◆ Data segment:
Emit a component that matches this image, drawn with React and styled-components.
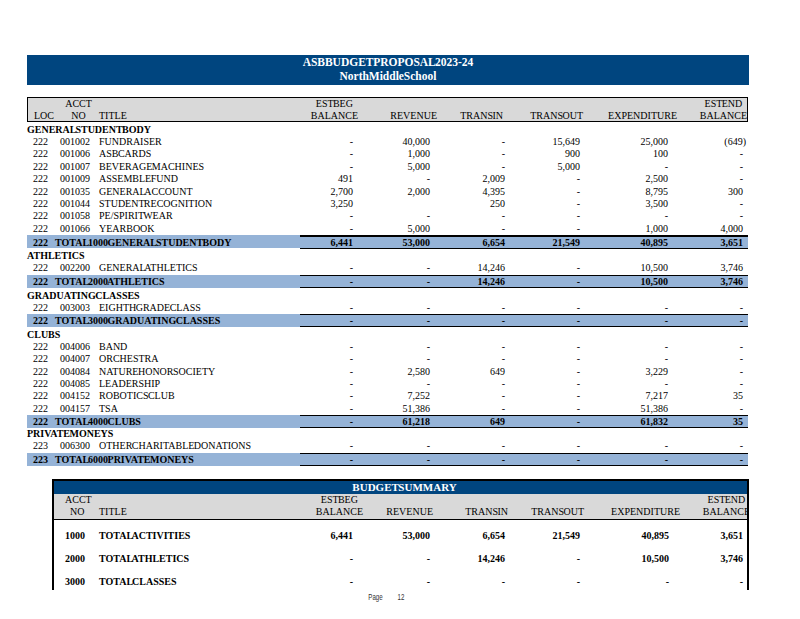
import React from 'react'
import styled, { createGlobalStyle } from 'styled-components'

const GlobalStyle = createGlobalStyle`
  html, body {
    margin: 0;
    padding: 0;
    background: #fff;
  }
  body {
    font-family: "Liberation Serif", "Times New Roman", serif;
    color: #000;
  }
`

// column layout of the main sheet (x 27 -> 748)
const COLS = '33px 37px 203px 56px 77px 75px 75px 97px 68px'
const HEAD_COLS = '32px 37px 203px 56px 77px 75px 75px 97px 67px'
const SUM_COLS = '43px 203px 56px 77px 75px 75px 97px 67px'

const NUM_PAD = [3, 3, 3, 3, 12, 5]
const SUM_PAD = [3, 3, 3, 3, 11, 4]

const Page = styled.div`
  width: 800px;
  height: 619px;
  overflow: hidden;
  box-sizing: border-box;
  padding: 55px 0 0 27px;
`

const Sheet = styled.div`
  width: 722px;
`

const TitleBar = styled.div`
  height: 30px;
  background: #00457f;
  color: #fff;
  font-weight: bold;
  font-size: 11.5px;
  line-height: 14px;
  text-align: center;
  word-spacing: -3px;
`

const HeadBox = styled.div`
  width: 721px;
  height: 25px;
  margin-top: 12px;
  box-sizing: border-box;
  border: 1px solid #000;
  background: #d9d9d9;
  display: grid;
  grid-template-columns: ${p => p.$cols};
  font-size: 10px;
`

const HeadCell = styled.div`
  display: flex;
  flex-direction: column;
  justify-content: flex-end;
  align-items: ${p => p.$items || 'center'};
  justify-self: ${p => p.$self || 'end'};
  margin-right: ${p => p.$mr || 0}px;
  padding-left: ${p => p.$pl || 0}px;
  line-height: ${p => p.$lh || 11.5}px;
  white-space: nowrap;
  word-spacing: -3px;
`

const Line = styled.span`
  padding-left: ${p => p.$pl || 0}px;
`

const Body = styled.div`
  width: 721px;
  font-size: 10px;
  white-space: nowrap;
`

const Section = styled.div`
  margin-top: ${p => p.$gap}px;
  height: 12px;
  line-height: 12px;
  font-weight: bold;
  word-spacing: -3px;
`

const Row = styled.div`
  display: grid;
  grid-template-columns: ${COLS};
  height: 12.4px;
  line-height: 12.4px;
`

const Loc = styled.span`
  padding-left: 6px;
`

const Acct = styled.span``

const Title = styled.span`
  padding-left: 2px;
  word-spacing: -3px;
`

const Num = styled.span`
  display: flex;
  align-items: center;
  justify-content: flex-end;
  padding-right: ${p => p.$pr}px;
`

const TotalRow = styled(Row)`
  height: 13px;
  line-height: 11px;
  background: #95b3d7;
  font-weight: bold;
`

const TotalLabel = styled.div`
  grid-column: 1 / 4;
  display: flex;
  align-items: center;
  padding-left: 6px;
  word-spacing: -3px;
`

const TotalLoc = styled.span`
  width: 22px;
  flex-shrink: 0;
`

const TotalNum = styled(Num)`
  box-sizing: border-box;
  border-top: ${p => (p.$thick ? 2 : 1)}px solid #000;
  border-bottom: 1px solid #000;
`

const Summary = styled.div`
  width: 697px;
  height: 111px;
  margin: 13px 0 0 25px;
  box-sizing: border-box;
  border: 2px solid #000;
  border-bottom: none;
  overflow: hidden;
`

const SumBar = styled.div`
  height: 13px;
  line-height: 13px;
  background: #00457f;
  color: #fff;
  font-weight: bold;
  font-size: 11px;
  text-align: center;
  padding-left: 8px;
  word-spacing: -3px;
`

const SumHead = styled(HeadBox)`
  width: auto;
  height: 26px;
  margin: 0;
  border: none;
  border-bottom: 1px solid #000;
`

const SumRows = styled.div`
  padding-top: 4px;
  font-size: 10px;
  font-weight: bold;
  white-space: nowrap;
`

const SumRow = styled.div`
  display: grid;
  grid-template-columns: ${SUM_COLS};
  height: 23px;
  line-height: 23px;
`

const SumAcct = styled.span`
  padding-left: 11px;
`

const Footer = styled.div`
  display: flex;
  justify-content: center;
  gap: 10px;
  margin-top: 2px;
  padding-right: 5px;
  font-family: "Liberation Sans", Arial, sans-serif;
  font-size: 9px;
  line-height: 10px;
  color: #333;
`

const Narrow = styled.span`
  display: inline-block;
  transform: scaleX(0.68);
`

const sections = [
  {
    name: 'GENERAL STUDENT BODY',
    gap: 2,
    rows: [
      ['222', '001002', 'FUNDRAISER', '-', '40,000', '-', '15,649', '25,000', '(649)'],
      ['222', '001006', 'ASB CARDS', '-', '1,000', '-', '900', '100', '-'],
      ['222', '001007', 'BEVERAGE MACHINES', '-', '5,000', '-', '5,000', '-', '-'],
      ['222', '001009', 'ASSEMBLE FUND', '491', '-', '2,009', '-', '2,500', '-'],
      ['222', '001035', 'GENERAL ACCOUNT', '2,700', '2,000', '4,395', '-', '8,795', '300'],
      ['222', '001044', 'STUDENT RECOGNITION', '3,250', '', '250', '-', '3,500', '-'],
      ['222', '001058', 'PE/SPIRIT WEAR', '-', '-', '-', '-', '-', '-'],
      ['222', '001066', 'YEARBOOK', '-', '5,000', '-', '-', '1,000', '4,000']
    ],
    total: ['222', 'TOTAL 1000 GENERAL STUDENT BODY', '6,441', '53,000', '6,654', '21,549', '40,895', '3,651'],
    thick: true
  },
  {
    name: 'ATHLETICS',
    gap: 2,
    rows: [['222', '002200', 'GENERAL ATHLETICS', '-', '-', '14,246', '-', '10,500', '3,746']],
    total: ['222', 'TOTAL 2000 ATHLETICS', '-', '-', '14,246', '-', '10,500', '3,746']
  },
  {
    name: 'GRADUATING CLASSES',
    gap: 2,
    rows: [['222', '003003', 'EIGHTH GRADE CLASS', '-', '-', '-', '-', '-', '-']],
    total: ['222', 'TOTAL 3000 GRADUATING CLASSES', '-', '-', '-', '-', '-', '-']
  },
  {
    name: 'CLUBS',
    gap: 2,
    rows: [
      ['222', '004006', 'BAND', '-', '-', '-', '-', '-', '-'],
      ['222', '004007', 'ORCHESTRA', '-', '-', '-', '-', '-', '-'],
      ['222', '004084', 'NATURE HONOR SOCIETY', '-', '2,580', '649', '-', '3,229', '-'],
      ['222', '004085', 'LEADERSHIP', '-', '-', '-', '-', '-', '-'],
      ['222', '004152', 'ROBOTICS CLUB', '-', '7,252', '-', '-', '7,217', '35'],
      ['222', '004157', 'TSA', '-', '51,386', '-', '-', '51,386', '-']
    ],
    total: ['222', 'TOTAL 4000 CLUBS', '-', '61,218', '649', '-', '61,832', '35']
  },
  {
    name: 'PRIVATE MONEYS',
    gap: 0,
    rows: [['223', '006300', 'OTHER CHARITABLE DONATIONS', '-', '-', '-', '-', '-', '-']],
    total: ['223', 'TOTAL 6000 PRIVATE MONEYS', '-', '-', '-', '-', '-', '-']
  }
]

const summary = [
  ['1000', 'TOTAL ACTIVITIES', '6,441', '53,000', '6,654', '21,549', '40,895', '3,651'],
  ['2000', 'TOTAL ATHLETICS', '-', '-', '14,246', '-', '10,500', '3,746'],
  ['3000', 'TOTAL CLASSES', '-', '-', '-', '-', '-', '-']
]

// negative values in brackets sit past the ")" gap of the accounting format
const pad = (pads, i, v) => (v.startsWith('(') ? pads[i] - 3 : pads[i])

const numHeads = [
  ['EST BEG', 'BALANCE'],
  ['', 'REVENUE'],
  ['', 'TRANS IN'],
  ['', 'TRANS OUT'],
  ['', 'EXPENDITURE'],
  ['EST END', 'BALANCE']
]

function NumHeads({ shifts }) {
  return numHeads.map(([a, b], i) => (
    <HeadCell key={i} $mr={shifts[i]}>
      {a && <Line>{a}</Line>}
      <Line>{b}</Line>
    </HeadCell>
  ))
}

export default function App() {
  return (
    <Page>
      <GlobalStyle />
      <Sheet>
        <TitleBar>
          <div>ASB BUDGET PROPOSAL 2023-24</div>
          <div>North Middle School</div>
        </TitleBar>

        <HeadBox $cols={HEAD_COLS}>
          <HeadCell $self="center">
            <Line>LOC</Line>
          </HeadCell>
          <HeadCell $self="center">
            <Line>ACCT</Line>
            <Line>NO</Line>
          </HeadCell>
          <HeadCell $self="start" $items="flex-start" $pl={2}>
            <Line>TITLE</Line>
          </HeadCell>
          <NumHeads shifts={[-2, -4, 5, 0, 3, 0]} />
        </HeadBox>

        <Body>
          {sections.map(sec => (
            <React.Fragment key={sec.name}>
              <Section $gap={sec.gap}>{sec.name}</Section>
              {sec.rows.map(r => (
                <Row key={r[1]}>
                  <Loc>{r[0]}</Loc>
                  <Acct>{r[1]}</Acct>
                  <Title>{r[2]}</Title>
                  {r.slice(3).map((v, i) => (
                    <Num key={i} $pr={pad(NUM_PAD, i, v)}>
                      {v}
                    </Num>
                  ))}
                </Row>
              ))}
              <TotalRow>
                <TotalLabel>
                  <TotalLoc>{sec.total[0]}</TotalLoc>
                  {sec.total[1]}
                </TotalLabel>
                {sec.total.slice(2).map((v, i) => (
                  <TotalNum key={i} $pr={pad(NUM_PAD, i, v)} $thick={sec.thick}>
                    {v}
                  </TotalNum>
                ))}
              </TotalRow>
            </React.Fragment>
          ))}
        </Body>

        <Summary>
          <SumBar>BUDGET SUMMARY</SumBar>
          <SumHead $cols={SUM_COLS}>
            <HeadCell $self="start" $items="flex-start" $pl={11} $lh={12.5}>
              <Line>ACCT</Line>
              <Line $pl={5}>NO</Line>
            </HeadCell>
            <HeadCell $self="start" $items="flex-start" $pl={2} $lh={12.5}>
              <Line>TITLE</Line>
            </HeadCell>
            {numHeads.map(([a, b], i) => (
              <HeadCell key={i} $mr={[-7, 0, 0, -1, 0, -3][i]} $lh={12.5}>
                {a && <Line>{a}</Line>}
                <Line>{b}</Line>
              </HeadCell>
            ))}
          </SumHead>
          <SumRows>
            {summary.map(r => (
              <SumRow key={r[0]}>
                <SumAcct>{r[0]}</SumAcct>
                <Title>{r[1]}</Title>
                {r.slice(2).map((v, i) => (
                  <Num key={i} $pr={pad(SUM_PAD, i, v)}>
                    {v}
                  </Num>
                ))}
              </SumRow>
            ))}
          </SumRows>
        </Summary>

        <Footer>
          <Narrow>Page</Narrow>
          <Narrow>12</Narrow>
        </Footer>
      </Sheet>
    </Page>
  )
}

◆ Given request: From the data above, pick out each line containing "components" and copy it.

◆ Answer:
Emit a component that matches this image, drawn with React and styled-components.
import styled, { createGlobalStyle } from 'styled-components'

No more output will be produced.